>> BEGIN Exercise material

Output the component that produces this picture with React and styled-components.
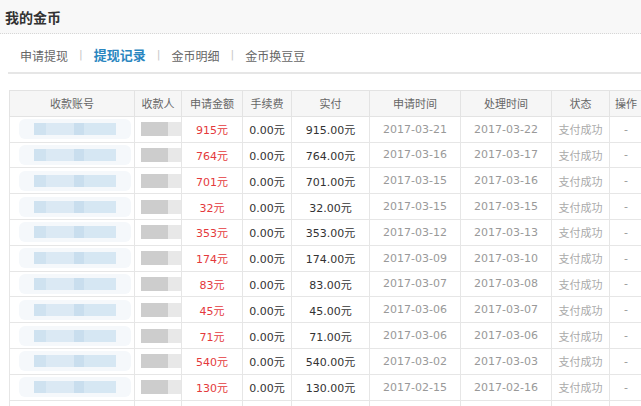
import React from "react";
import styled, { createGlobalStyle } from "styled-components";

const Global = createGlobalStyle`
  html, body { margin: 0; padding: 0; overflow: hidden; background: #fff; }
  body { font-family: "DejaVu Sans", "Noto Sans CJK SC", sans-serif; }
`;

const Page = styled.div`
  width: 641px;
  height: 406px;
  overflow: hidden;
`;

const TitleBar = styled.div`
  height: 33px;
  background: #f8f8f8;
  border-bottom: 1px dotted #d6d6d6;
  display: flex;
  align-items: center;
  padding-left: 5px;
`;

const Title = styled.h1`
  margin: 0;
  font-family: "Noto Sans CJK SC", sans-serif;
  font-size: 14px;
  font-weight: bold;
  color: #333;
`;

const Tabs = styled.div`
  margin: 2px 0 0 8px;
  height: 38px;
  padding-left: 12px;
  border-bottom: 2px solid #e6e6e6;
  display: flex;
  align-items: center;
  box-sizing: border-box;
`;

const Tab = styled.span`
  font-family: "Noto Sans CJK SC", sans-serif;
  font-size: ${(p) => (p.$active ? "13px" : "12px")};
  font-weight: ${(p) => (p.$active ? "bold" : "normal")};
  color: ${(p) => (p.$active ? "#2a86c0" : "#666")};
  transform: translateY(${(p) => (p.$active ? "0" : "1px")});
`;

const Sep = styled.span`
  color: #c8c8c8;
  font-size: 11px;
  margin: 0 11px;
`;

const TableWrap = styled.div`
  padding: 16px 0 0 9px;
`;

const Table = styled.table`
  border-collapse: collapse;
  table-layout: fixed;
  width: 633px;
  border: 1px solid #e6e6e6;
`;

const Th = styled.th`
  height: 24.8px;
  padding: 0;
  background: #f6f6f6;
  border: 1px solid #e3e3e3;
  font-family: "Noto Sans CJK SC", sans-serif;
  font-size: 11px;
  font-weight: normal;
  color: #666;
  text-align: center;
  white-space: nowrap;
  overflow: hidden;
`;

const Td = styled.td`
  height: 24.8px;
  padding: 0;
  border: 1px solid #e6e6e6;
  font-size: 11px;
  text-align: center;
  white-space: nowrap;
  overflow: visible;
  color: ${(p) => p.$color || "#333"};
`;

const AccountBlur = styled.div`
  margin-left: 9px;
  width: 112px;
  height: 20px;
  border-radius: 6px;
  background: #f5f8fb;
  display: flex;
  align-items: center;
  padding-left: 15px;
  box-sizing: border-box;
  filter: blur(0.6px);
`;

const AccountBlocks = styled.div`
  width: 82px;
  height: 12px;
  background: linear-gradient(
    90deg,
    #cfe2f0 0px, #cfe2f0 12px,
    #dbe9f4 12px, #dbe9f4 40px,
    #c9deee 40px, #c9deee 50px,
    #d6e7f3 50px, #d6e7f3 82px
  );
`;

const NameBlur = styled.div`
  margin-left: 6px;
  width: 40px;
  height: 14px;
  display: flex;
  filter: blur(0.4px);
  position: relative;
  z-index: 1;
`;

const NameDark = styled.div`
  width: 27px;
  background: #cdcdcd;
`;

const NameLight = styled.div`
  width: 13px;
  background: #e8e8e8;
`;

const CellInner = styled.div`
  display: flex;
  align-items: center;
`;

const rows = [
  ["915", "03-21", "03-22"],
  ["764", "03-16", "03-17"],
  ["701", "03-15", "03-16"],
  ["32", "03-15", "03-15"],
  ["353", "03-12", "03-13"],
  ["174", "03-09", "03-10"],
  ["83", "03-07", "03-08"],
  ["45", "03-06", "03-07"],
  ["71", "03-06", "03-06"],
  ["540", "03-02", "03-03"],
  ["130", "02-15", "02-16"],
];

const cols = [125, 47, 61, 49, 78, 91, 91, 58, 33];
const heads = ["收款账号", "收款人", "申请金额", "手续费", "实付", "申请时间", "处理时间", "状态", "操作"];

export default function App() {
  return (
    <Page>
      <Global />
      <TitleBar>
        <Title>我的金币</Title>
      </TitleBar>
      <Tabs>
        <Tab>申请提现</Tab>
        <Sep>|</Sep>
        <Tab $active>提现记录</Tab>
        <Sep>|</Sep>
        <Tab>金币明细</Tab>
        <Sep>|</Sep>
        <Tab>金币换豆豆</Tab>
      </Tabs>
      <TableWrap>
        <Table>
          <colgroup>
            {cols.map((w, i) => (
              <col key={i} style={{ width: w }} />
            ))}
          </colgroup>
          <thead>
            <tr>
              {heads.map((h) => (
                <Th key={h}>{h}</Th>
              ))}
            </tr>
          </thead>
          <tbody>
            {rows.map(([amt, d1, d2], i) => (
              <tr key={i}>
                <Td>
                  <CellInner>
                    <AccountBlur>
                      <AccountBlocks />
                    </AccountBlur>
                  </CellInner>
                </Td>
                <Td>
                  <CellInner>
                    <NameBlur>
                      <NameDark />
                      <NameLight />
                    </NameBlur>
                  </CellInner>
                </Td>
                <Td $color="#e4393c">{amt}元</Td>
                <Td>0.00元</Td>
                <Td>{amt}.00元</Td>
                <Td $color="#999">2017-{d1}</Td>
                <Td $color="#999">2017-{d2}</Td>
                <Td $color="#aaa">支付成功</Td>
                <Td $color="#999">-</Td>
              </tr>
            ))}
            <tr>
              {cols.map((_, i) => (
                <Td key={i} />
              ))}
            </tr>
          </tbody>
        </Table>
      </TableWrap>
    </Page>
  );
}
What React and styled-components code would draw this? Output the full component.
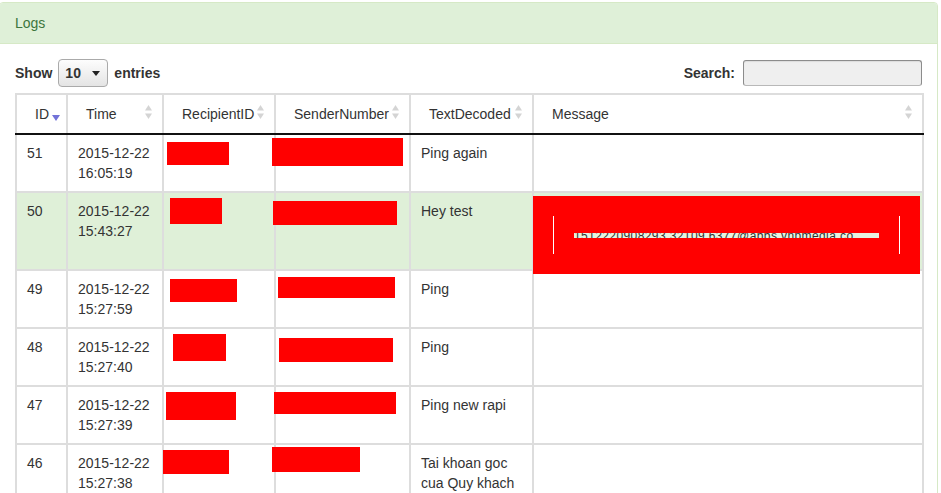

>> END Exercise material

▶ **Problem description**: Repeat the data above exactly, but not the pictures.

▶ **Written solution**:
Output the component that produces this picture with React and styled-components.
import React from "react";
import styled, { createGlobalStyle } from "styled-components";

const Global = createGlobalStyle`
  html, body { margin: 0; padding: 0; overflow: hidden; background: #fff; }
  body { font-family: "DejaVu Sans", "Noto Sans CJK SC", sans-serif; }
`;

const Page = styled.div`
  width: 641px;
  height: 406px;
  overflow: hidden;
`;

const TitleBar = styled.div`
  height: 33px;
  background: #f8f8f8;
  border-bottom: 1px dotted #d6d6d6;
  display: flex;
  align-items: center;
  padding-left: 5px;
`;

const Title = styled.h1`
  margin: 0;
  font-family: "Noto Sans CJK SC", sans-serif;
  font-size: 14px;
  font-weight: bold;
  color: #333;
`;

const Tabs = styled.div`
  margin: 2px 0 0 8px;
  height: 38px;
  padding-left: 12px;
  border-bottom: 2px solid #e6e6e6;
  display: flex;
  align-items: center;
  box-sizing: border-box;
`;

const Tab = styled.span`
  font-family: "Noto Sans CJK SC", sans-serif;
  font-size: ${(p) => (p.$active ? "13px" : "12px")};
  font-weight: ${(p) => (p.$active ? "bold" : "normal")};
  color: ${(p) => (p.$active ? "#2a86c0" : "#666")};
  transform: translateY(${(p) => (p.$active ? "0" : "1px")});
`;

const Sep = styled.span`
  color: #c8c8c8;
  font-size: 11px;
  margin: 0 11px;
`;

const TableWrap = styled.div`
  padding: 16px 0 0 9px;
`;

const Table = styled.table`
  border-collapse: collapse;
  table-layout: fixed;
  width: 633px;
  border: 1px solid #e6e6e6;
`;

const Th = styled.th`
  height: 24.8px;
  padding: 0;
  background: #f6f6f6;
  border: 1px solid #e3e3e3;
  font-family: "Noto Sans CJK SC", sans-serif;
  font-size: 11px;
  font-weight: normal;
  color: #666;
  text-align: center;
  white-space: nowrap;
  overflow: hidden;
`;

const Td = styled.td`
  height: 24.8px;
  padding: 0;
  border: 1px solid #e6e6e6;
  font-size: 11px;
  text-align: center;
  white-space: nowrap;
  overflow: visible;
  color: ${(p) => p.$color || "#333"};
`;

const AccountBlur = styled.div`
  margin-left: 9px;
  width: 112px;
  height: 20px;
  border-radius: 6px;
  background: #f5f8fb;
  display: flex;
  align-items: center;
  padding-left: 15px;
  box-sizing: border-box;
  filter: blur(0.6px);
`;

const AccountBlocks = styled.div`
  width: 82px;
  height: 12px;
  background: linear-gradient(
    90deg,
    #cfe2f0 0px, #cfe2f0 12px,
    #dbe9f4 12px, #dbe9f4 40px,
    #c9deee 40px, #c9deee 50px,
    #d6e7f3 50px, #d6e7f3 82px
  );
`;

const NameBlur = styled.div`
  margin-left: 6px;
  width: 40px;
  height: 14px;
  display: flex;
  filter: blur(0.4px);
  position: relative;
  z-index: 1;
`;

const NameDark = styled.div`
  width: 27px;
  background: #cdcdcd;
`;

const NameLight = styled.div`
  width: 13px;
  background: #e8e8e8;
`;

const CellInner = styled.div`
  display: flex;
  align-items: center;
`;

const rows = [
  ["915", "03-21", "03-22"],
  ["764", "03-16", "03-17"],
  ["701", "03-15", "03-16"],
  ["32", "03-15", "03-15"],
  ["353", "03-12", "03-13"],
  ["174", "03-09", "03-10"],
  ["83", "03-07", "03-08"],
  ["45", "03-06", "03-07"],
  ["71", "03-06", "03-06"],
  ["540", "03-02", "03-03"],
  ["130", "02-15", "02-16"],
];

const cols = [125, 47, 61, 49, 78, 91, 91, 58, 33];
const heads = ["收款账号", "收款人", "申请金额", "手续费", "实付", "申请时间", "处理时间", "状态", "操作"];

export default function App() {
  return (
    <Page>
      <Global />
      <TitleBar>
        <Title>我的金币</Title>
      </TitleBar>
      <Tabs>
        <Tab>申请提现</Tab>
        <Sep>|</Sep>
        <Tab $active>提现记录</Tab>
        <Sep>|</Sep>
        <Tab>金币明细</Tab>
        <Sep>|</Sep>
        <Tab>金币换豆豆</Tab>
      </Tabs>
      <TableWrap>
        <Table>
          <colgroup>
            {cols.map((w, i) => (
              <col key={i} style={{ width: w }} />
            ))}
          </colgroup>
          <thead>
            <tr>
              {heads.map((h) => (
                <Th key={h}>{h}</Th>
              ))}
            </tr>
          </thead>
          <tbody>
            {rows.map(([amt, d1, d2], i) => (
              <tr key={i}>
                <Td>
                  <CellInner>
                    <AccountBlur>
                      <AccountBlocks />
                    </AccountBlur>
                  </CellInner>
                </Td>
                <Td>
                  <CellInner>
                    <NameBlur>
                      <NameDark />
                      <NameLight />
                    </NameBlur>
                  </CellInner>
                </Td>
                <Td $color="#e4393c">{amt}元</Td>
                <Td>0.00元</Td>
                <Td>{amt}.00元</Td>
                <Td $color="#999">2017-{d1}</Td>
                <Td $color="#999">2017-{d2}</Td>
                <Td $color="#aaa">支付成功</Td>
                <Td $color="#999">-</Td>
              </tr>
            ))}
            <tr>
              {cols.map((_, i) => (
                <Td key={i} />
              ))}
            </tr>
          </tbody>
        </Table>
      </TableWrap>
    </Page>
  );
}
What React and styled-components code would draw this? Output the full component.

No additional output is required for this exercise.